--- Start DATA SUPPLIED ---
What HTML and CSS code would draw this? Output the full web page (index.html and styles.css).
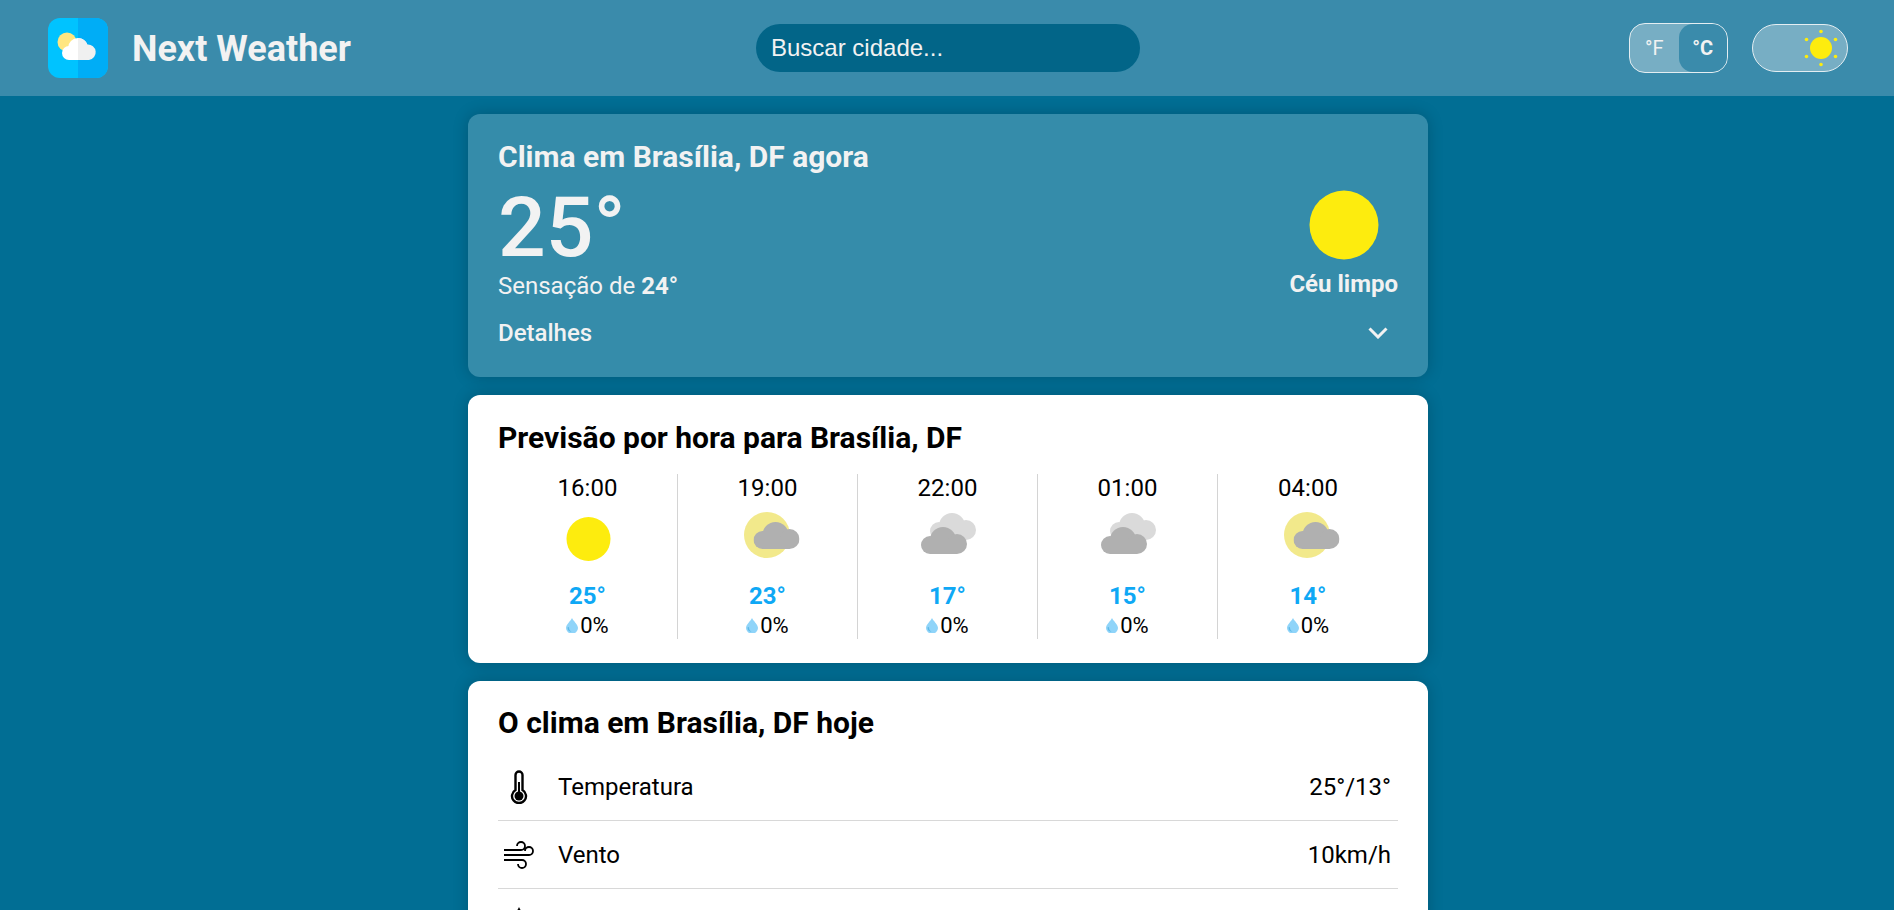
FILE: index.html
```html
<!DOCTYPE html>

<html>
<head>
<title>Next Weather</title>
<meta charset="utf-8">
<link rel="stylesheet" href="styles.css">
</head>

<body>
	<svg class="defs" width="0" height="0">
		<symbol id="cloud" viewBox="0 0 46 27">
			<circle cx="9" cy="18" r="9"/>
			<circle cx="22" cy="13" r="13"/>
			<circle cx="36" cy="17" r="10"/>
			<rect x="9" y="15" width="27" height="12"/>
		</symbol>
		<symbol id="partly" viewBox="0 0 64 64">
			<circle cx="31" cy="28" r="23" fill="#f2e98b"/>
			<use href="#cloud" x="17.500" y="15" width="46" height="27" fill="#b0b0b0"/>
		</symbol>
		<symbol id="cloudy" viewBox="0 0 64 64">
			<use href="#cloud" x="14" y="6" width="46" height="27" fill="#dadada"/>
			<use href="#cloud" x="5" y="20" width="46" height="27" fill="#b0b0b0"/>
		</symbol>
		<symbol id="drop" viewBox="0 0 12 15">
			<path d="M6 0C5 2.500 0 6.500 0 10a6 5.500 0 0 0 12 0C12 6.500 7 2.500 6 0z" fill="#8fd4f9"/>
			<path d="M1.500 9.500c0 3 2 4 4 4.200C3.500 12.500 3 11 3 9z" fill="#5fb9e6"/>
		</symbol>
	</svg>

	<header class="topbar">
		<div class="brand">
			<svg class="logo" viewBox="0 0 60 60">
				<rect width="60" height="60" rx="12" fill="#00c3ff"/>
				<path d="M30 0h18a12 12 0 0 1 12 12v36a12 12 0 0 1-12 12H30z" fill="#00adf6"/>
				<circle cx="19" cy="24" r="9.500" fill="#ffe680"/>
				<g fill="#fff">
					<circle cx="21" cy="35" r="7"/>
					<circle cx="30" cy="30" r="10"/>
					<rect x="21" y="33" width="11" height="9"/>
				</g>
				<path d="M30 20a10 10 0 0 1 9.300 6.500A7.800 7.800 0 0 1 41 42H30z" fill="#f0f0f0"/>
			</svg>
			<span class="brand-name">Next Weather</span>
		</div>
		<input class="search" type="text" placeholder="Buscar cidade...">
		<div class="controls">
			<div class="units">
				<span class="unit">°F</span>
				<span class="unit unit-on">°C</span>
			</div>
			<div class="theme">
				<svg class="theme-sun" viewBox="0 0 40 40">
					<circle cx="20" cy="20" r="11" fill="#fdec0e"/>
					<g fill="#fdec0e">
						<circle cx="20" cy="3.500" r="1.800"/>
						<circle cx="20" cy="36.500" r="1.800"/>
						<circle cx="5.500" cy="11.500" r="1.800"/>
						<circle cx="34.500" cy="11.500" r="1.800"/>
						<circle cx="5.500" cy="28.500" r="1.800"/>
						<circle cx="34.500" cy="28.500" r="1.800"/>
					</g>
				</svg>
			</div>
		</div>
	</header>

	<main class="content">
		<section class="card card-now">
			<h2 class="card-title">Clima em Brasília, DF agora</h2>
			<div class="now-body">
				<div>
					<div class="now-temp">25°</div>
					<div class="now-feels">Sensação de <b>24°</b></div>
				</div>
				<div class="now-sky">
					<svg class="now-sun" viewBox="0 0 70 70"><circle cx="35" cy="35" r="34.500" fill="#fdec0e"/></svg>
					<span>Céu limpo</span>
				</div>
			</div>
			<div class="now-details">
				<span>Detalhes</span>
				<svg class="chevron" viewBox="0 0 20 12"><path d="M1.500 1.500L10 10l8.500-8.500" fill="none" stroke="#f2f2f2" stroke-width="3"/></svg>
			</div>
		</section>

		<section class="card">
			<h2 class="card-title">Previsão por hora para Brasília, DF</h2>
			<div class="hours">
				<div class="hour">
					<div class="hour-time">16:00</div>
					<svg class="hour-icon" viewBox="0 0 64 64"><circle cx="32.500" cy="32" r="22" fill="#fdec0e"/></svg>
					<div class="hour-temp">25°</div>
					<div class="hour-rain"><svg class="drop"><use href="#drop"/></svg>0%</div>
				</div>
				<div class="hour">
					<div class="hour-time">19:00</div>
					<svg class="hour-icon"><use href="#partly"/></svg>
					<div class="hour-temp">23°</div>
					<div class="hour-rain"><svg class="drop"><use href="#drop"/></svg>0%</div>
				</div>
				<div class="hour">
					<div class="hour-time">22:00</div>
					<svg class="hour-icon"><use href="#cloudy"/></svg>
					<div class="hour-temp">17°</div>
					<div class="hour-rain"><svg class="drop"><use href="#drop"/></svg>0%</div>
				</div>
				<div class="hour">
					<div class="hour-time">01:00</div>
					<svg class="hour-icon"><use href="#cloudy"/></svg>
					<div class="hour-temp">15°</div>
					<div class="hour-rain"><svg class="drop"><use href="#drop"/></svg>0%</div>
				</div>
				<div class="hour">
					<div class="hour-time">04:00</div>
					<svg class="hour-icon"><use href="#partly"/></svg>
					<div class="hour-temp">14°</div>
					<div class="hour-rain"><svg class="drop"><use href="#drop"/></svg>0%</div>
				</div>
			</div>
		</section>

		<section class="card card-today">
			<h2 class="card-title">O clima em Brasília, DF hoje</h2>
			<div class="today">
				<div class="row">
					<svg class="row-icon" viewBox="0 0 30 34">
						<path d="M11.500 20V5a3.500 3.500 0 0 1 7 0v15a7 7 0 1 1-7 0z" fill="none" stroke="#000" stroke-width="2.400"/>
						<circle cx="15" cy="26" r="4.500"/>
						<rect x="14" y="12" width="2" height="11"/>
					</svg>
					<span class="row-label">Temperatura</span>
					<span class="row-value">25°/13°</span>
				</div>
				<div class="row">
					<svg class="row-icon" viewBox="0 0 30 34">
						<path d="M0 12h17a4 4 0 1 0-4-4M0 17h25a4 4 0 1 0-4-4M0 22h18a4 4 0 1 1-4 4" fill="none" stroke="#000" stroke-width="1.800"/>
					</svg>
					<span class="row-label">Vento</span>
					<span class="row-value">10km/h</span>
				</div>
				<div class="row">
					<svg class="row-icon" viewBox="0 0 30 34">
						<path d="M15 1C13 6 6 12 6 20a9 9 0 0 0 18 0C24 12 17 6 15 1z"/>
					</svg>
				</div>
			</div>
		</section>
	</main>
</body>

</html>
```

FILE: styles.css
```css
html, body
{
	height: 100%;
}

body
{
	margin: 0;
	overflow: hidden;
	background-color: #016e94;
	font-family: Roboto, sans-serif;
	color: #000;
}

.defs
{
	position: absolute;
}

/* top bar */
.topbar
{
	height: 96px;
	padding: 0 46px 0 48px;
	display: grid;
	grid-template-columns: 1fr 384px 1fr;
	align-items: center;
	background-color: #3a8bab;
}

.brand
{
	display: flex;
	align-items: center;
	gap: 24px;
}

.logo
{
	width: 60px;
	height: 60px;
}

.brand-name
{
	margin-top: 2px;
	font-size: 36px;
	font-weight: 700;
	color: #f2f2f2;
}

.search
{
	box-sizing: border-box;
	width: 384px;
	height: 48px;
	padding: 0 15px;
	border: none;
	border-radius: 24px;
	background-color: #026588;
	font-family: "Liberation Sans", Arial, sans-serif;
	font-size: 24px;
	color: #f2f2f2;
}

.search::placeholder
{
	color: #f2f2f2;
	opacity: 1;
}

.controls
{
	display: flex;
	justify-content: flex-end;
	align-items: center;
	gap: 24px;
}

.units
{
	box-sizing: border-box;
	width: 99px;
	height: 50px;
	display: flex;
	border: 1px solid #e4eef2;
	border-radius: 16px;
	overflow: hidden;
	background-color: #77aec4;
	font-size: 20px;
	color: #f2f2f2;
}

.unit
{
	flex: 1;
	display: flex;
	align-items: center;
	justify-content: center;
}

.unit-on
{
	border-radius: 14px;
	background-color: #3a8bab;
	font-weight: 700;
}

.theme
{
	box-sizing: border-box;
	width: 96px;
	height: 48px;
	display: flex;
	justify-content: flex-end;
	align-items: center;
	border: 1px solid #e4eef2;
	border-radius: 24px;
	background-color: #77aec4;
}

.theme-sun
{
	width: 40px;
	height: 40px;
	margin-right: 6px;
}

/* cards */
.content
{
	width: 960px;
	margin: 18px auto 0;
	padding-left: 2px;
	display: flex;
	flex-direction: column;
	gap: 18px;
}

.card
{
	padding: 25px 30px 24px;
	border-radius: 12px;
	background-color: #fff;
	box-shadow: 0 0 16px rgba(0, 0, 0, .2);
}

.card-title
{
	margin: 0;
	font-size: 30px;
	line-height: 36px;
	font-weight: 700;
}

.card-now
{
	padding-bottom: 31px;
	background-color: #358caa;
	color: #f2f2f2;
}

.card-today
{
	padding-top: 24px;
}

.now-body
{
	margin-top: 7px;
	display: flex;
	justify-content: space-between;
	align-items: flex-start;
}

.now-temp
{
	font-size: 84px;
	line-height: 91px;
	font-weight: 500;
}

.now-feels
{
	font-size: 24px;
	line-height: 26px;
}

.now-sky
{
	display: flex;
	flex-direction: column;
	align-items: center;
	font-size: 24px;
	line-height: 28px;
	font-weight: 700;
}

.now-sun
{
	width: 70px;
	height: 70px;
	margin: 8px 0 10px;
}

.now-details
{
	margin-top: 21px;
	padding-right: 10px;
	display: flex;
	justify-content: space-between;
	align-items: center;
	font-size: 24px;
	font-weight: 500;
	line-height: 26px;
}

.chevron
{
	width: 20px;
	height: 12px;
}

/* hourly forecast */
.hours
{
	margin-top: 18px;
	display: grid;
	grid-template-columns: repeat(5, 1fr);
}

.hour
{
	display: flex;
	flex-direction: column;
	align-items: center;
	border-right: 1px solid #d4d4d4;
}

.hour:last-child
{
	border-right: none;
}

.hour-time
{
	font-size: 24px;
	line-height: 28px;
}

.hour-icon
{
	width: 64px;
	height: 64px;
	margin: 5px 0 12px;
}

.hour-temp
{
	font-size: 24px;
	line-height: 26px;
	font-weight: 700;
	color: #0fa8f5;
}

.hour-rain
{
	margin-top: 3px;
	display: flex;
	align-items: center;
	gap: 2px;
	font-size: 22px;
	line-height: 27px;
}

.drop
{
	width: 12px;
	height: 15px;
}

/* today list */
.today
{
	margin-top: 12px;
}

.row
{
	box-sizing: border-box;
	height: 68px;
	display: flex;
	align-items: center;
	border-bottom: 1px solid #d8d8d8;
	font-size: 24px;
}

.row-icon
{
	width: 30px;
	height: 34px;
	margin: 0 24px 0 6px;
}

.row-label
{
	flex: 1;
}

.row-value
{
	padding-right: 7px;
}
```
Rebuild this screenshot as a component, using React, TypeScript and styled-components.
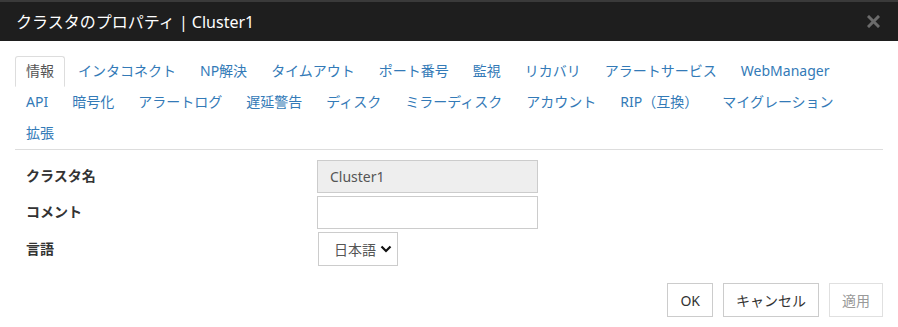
--- End DATA SUPPLIED ---
### WHAT TO PRODUCE
Pick out lines containing the word "this", each one as written.

### EXERCISE RESULT
What HTML and CSS code would draw this? Output the full web page (index.html and styles.css).
Rebuild this screenshot as a component, using React, TypeScript and styled-components.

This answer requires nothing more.